++++ Dataset content
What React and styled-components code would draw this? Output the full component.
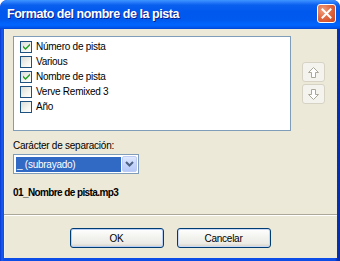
import React from "react";
import styled, { createGlobalStyle } from "styled-components";

const Global = createGlobalStyle`
  html, body { margin: 0; padding: 0; background: #fff; }
  body { font-family: "Liberation Sans", Arial, sans-serif; font-size: 10px; letter-spacing: -0.25px; }
`;

const Window = styled.div`
  width: 340px;
  height: 261px;
  box-sizing: border-box;
  display: flex;
  flex-direction: column;
  border-radius: 7px 7px 0 0;
  padding: 0 3px 3px 4px;
  overflow: hidden;
  background: linear-gradient(90deg, #0838d0 0px, #1a5cf0 2px, #0b4de6 4px, #0b4de6 335px, #0832b8 337px, #0a2aa0 340px);
`;

const TitleBar = styled.div`
  height: 29px;
  flex: 0 0 29px;
  margin: 0 -3px 0 -4px;
  display: flex;
  align-items: center;
  justify-content: space-between;
  padding: 0 4px 0 7px;
  border-radius: 7px 7px 0 0;
  background: linear-gradient(
    180deg,
    #3d95ff 0px,
    #2c7ffc 2px,
    #0a5fee 5px,
    #0058ee 12px,
    #005aef 20px,
    #0066ff 25px,
    #0052e8 28px,
    #0042d0 29px
  );
`;

const Title = styled.span`
  color: #fff;
  font-family: "Liberation Sans", Arial, sans-serif;
  font-weight: bold;
  font-size: 12.5px;
  letter-spacing: -0.45px;
  text-shadow: 1px 1px 0 #0a1e8c;
  margin-top: -1px;
`;

const CloseButton = styled.div`
  width: 19px;
  height: 19px;
  box-sizing: border-box;
  border: 1px solid #fff;
  border-radius: 3px;
  background: radial-gradient(circle at 30% 30%, #f0a080 0%, #e06a44 45%, #c9451e 100%);
  display: flex;
  align-items: center;
  justify-content: center;
  margin-top: -2px;
`;

const Client = styled.div`
  flex: 1;
  background: #ece9d8;
  box-shadow: inset 1px 0 0 #f4f2e8;
  display: flex;
  flex-direction: column;
  padding-top: 7px;
`;

const Section = styled.div`
  padding: 0 9px;
  display: flex;
  flex-direction: column;
`;

const TopRow = styled.div`
  display: flex;
  align-items: flex-start;
  gap: 11px;
`;

const ListBox = styled.div`
  width: 278px;
  height: 95px;
  box-sizing: border-box;
  border: 1px solid #7f9db9;
  background: #fff;
  padding: 2px 0 0 6px;
  display: flex;
  flex-direction: column;
`;

const Row = styled.div`
  height: 15px;
  flex: 0 0 15px;
  display: flex;
  align-items: center;
  gap: 4px;
  color: #000;
`;

const Box = styled.span`
  width: 12px;
  height: 12px;
  box-sizing: border-box;
  border: 1px solid #1c5180;
  background: linear-gradient(135deg, #dcdcd7 0%, #f4f4f0 60%, #ffffff 100%);
  display: flex;
  align-items: center;
  justify-content: center;
`;

const Side = styled.div`
  display: flex;
  flex-direction: column;
  gap: 2px;
  padding-top: 26px;
`;

const ArrowButton = styled.div`
  width: 23px;
  height: 20px;
  box-sizing: border-box;
  border: 1px solid #d6d3c5;
  border-radius: 3px;
  background: #f4f3ee;
  display: flex;
  align-items: center;
  justify-content: center;
`;

const Label = styled.div`
  margin-top: 8px;
  height: 13px;
  line-height: 13px;
  color: #000;
`;

const Combo = styled.div`
  margin-top: 2px;
  width: 126px;
  height: 20px;
  box-sizing: border-box;
  border: 1px solid #7f9db9;
  background: #fff;
  display: flex;
  align-items: stretch;
  padding: 2px 1px 1px 2px;
  gap: 1px;
`;

const Selected = styled.div`
  flex: 1;
  background: #316ac5;
  color: #fff;
  display: flex;
  align-items: center;
  padding-left: 1px;
`;

const DropButton = styled.div`
  width: 15px;
  margin-top: -1px;
  box-sizing: border-box;
  border: 1px solid #bccbf4;
  border-radius: 2px;
  background: linear-gradient(180deg, #dfe8fd 0%, #c6d6fb 50%, #b5c9f7 100%);
  display: flex;
  align-items: center;
  justify-content: center;
`;

const FileName = styled.div`
  margin-top: 12px;
  height: 14px;
  line-height: 14px;
  font-weight: bold;
  letter-spacing: -0.6px;
  color: #000;
`;

const Separator = styled.div`
  margin-top: 14px;
  height: 1px;
  background: #aca899;
  border-bottom: 1px solid #fff;
`;

const Buttons = styled.div`
  margin-top: 12px;
  display: flex;
  justify-content: center;
  gap: 13px;
  padding-right: 1px;
`;

const Button = styled.div`
  width: 94px;
  height: 20px;
  box-sizing: border-box;
  border: 1px solid #003c74;
  border-radius: 3px;
  background: linear-gradient(180deg, #ffffff 0%, #f4f4f0 40%, #ecebe6 80%, #d6d0c5 100%);
  box-shadow: inset 0 0 0 1px ${(p) => (p.$default ? "#b6cdf5" : "#c9d9f5")};
  display: flex;
  align-items: center;
  justify-content: center;
  color: #000;
`;

const Check = () => (
  <svg width="9" height="9" viewBox="0 0 9 9">
    <path d="M1 3.5 L3.5 6 L8 1.5 L8 3.5 L3.5 8 L1 5.5 Z" fill="#21a121" />
  </svg>
);

const UpArrow = ({ down }) => (
  <svg width="11" height="11" viewBox="0 0 11 11" style={down ? { transform: "rotate(180deg)" } : undefined}>
    <path d="M5.5 0.5 L10.5 5.5 L7.5 5.5 L7.5 10.5 L3.5 10.5 L3.5 5.5 L0.5 5.5 Z" fill="#fff" stroke="#aca899" strokeWidth="1" />
  </svg>
);

const items = [
  { label: "Número de pista", checked: true },
  { label: "Various", checked: false },
  { label: "Nombre de pista", checked: true },
  { label: "Verve Remixed 3", checked: false },
  { label: "Año", checked: false },
];

export default function App() {
  return (
    <>
      <Global />
      <Window>
        <TitleBar>
          <Title>Formato del nombre de la pista</Title>
          <CloseButton>
            <svg width="11" height="11" viewBox="0 0 11 11">
              <path d="M1.5 1.5 L9.5 9.5 M9.5 1.5 L1.5 9.5" stroke="#fff" strokeWidth="2" strokeLinecap="square" />
            </svg>
          </CloseButton>
        </TitleBar>
        <Client>
          <Section>
            <TopRow>
              <ListBox>
                {items.map((it) => (
                  <Row key={it.label}>
                    <Box>{it.checked && <Check />}</Box>
                    <span>{it.label}</span>
                  </Row>
                ))}
              </ListBox>
              <Side>
                <ArrowButton>
                  <UpArrow />
                </ArrowButton>
                <ArrowButton>
                  <UpArrow down />
                </ArrowButton>
              </Side>
            </TopRow>
            <Label>Carácter de separación:</Label>
            <Combo>
              <Selected>_ (subrayado)</Selected>
              <DropButton>
                <svg width="9" height="6" viewBox="0 0 9 6">
                  <path d="M1 1 L4.5 4.5 L8 1" fill="none" stroke="#4d6185" strokeWidth="2" />
                </svg>
              </DropButton>
            </Combo>
            <FileName>01_Nombre de pista.mp3</FileName>
          </Section>
          <Separator />
          <Buttons>
            <Button $default>OK</Button>
            <Button>Cancelar</Button>
          </Buttons>
        </Client>
      </Window>
    </>
  );
}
++++++++
Set down all the data again exactly as above, pictures excluded.

▶ [Solution for this problem]
What React and styled-components code would draw this? Output the full component.
import React from "react";
import styled, { createGlobalStyle } from "styled-components";

const Global = createGlobalStyle`
  html, body { margin: 0; padding: 0; background: #fff; }
  body { font-family: "Liberation Sans", Arial, sans-serif; font-size: 10px; letter-spacing: -0.25px; }
`;

const Window = styled.div`
  width: 340px;
  height: 261px;
  box-sizing: border-box;
  display: flex;
  flex-direction: column;
  border-radius: 7px 7px 0 0;
  padding: 0 3px 3px 4px;
  overflow: hidden;
  background: linear-gradient(90deg, #0838d0 0px, #1a5cf0 2px, #0b4de6 4px, #0b4de6 335px, #0832b8 337px, #0a2aa0 340px);
`;

const TitleBar = styled.div`
  height: 29px;
  flex: 0 0 29px;
  margin: 0 -3px 0 -4px;
  display: flex;
  align-items: center;
  justify-content: space-between;
  padding: 0 4px 0 7px;
  border-radius: 7px 7px 0 0;
  background: linear-gradient(
    180deg,
    #3d95ff 0px,
    #2c7ffc 2px,
    #0a5fee 5px,
    #0058ee 12px,
    #005aef 20px,
    #0066ff 25px,
    #0052e8 28px,
    #0042d0 29px
  );
`;

const Title = styled.span`
  color: #fff;
  font-family: "Liberation Sans", Arial, sans-serif;
  font-weight: bold;
  font-size: 12.5px;
  letter-spacing: -0.45px;
  text-shadow: 1px 1px 0 #0a1e8c;
  margin-top: -1px;
`;

const CloseButton = styled.div`
  width: 19px;
  height: 19px;
  box-sizing: border-box;
  border: 1px solid #fff;
  border-radius: 3px;
  background: radial-gradient(circle at 30% 30%, #f0a080 0%, #e06a44 45%, #c9451e 100%);
  display: flex;
  align-items: center;
  justify-content: center;
  margin-top: -2px;
`;

const Client = styled.div`
  flex: 1;
  background: #ece9d8;
  box-shadow: inset 1px 0 0 #f4f2e8;
  display: flex;
  flex-direction: column;
  padding-top: 7px;
`;

const Section = styled.div`
  padding: 0 9px;
  display: flex;
  flex-direction: column;
`;

const TopRow = styled.div`
  display: flex;
  align-items: flex-start;
  gap: 11px;
`;

const ListBox = styled.div`
  width: 278px;
  height: 95px;
  box-sizing: border-box;
  border: 1px solid #7f9db9;
  background: #fff;
  padding: 2px 0 0 6px;
  display: flex;
  flex-direction: column;
`;

const Row = styled.div`
  height: 15px;
  flex: 0 0 15px;
  display: flex;
  align-items: center;
  gap: 4px;
  color: #000;
`;

const Box = styled.span`
  width: 12px;
  height: 12px;
  box-sizing: border-box;
  border: 1px solid #1c5180;
  background: linear-gradient(135deg, #dcdcd7 0%, #f4f4f0 60%, #ffffff 100%);
  display: flex;
  align-items: center;
  justify-content: center;
`;

const Side = styled.div`
  display: flex;
  flex-direction: column;
  gap: 2px;
  padding-top: 26px;
`;

const ArrowButton = styled.div`
  width: 23px;
  height: 20px;
  box-sizing: border-box;
  border: 1px solid #d6d3c5;
  border-radius: 3px;
  background: #f4f3ee;
  display: flex;
  align-items: center;
  justify-content: center;
`;

const Label = styled.div`
  margin-top: 8px;
  height: 13px;
  line-height: 13px;
  color: #000;
`;

const Combo = styled.div`
  margin-top: 2px;
  width: 126px;
  height: 20px;
  box-sizing: border-box;
  border: 1px solid #7f9db9;
  background: #fff;
  display: flex;
  align-items: stretch;
  padding: 2px 1px 1px 2px;
  gap: 1px;
`;

const Selected = styled.div`
  flex: 1;
  background: #316ac5;
  color: #fff;
  display: flex;
  align-items: center;
  padding-left: 1px;
`;

const DropButton = styled.div`
  width: 15px;
  margin-top: -1px;
  box-sizing: border-box;
  border: 1px solid #bccbf4;
  border-radius: 2px;
  background: linear-gradient(180deg, #dfe8fd 0%, #c6d6fb 50%, #b5c9f7 100%);
  display: flex;
  align-items: center;
  justify-content: center;
`;

const FileName = styled.div`
  margin-top: 12px;
  height: 14px;
  line-height: 14px;
  font-weight: bold;
  letter-spacing: -0.6px;
  color: #000;
`;

const Separator = styled.div`
  margin-top: 14px;
  height: 1px;
  background: #aca899;
  border-bottom: 1px solid #fff;
`;

const Buttons = styled.div`
  margin-top: 12px;
  display: flex;
  justify-content: center;
  gap: 13px;
  padding-right: 1px;
`;

const Button = styled.div`
  width: 94px;
  height: 20px;
  box-sizing: border-box;
  border: 1px solid #003c74;
  border-radius: 3px;
  background: linear-gradient(180deg, #ffffff 0%, #f4f4f0 40%, #ecebe6 80%, #d6d0c5 100%);
  box-shadow: inset 0 0 0 1px ${(p) => (p.$default ? "#b6cdf5" : "#c9d9f5")};
  display: flex;
  align-items: center;
  justify-content: center;
  color: #000;
`;

const Check = () => (
  <svg width="9" height="9" viewBox="0 0 9 9">
    <path d="M1 3.5 L3.5 6 L8 1.5 L8 3.5 L3.5 8 L1 5.5 Z" fill="#21a121" />
  </svg>
);

const UpArrow = ({ down }) => (
  <svg width="11" height="11" viewBox="0 0 11 11" style={down ? { transform: "rotate(180deg)" } : undefined}>
    <path d="M5.5 0.5 L10.5 5.5 L7.5 5.5 L7.5 10.5 L3.5 10.5 L3.5 5.5 L0.5 5.5 Z" fill="#fff" stroke="#aca899" strokeWidth="1" />
  </svg>
);

const items = [
  { label: "Número de pista", checked: true },
  { label: "Various", checked: false },
  { label: "Nombre de pista", checked: true },
  { label: "Verve Remixed 3", checked: false },
  { label: "Año", checked: false },
];

export default function App() {
  return (
    <>
      <Global />
      <Window>
        <TitleBar>
          <Title>Formato del nombre de la pista</Title>
          <CloseButton>
            <svg width="11" height="11" viewBox="0 0 11 11">
              <path d="M1.5 1.5 L9.5 9.5 M9.5 1.5 L1.5 9.5" stroke="#fff" strokeWidth="2" strokeLinecap="square" />
            </svg>
          </CloseButton>
        </TitleBar>
        <Client>
          <Section>
            <TopRow>
              <ListBox>
                {items.map((it) => (
                  <Row key={it.label}>
                    <Box>{it.checked && <Check />}</Box>
                    <span>{it.label}</span>
                  </Row>
                ))}
              </ListBox>
              <Side>
                <ArrowButton>
                  <UpArrow />
                </ArrowButton>
                <ArrowButton>
                  <UpArrow down />
                </ArrowButton>
              </Side>
            </TopRow>
            <Label>Carácter de separación:</Label>
            <Combo>
              <Selected>_ (subrayado)</Selected>
              <DropButton>
                <svg width="9" height="6" viewBox="0 0 9 6">
                  <path d="M1 1 L4.5 4.5 L8 1" fill="none" stroke="#4d6185" strokeWidth="2" />
                </svg>
              </DropButton>
            </Combo>
            <FileName>01_Nombre de pista.mp3</FileName>
          </Section>
          <Separator />
          <Buttons>
            <Button $default>OK</Button>
            <Button>Cancelar</Button>
          </Buttons>
        </Client>
      </Window>
    </>
  );
}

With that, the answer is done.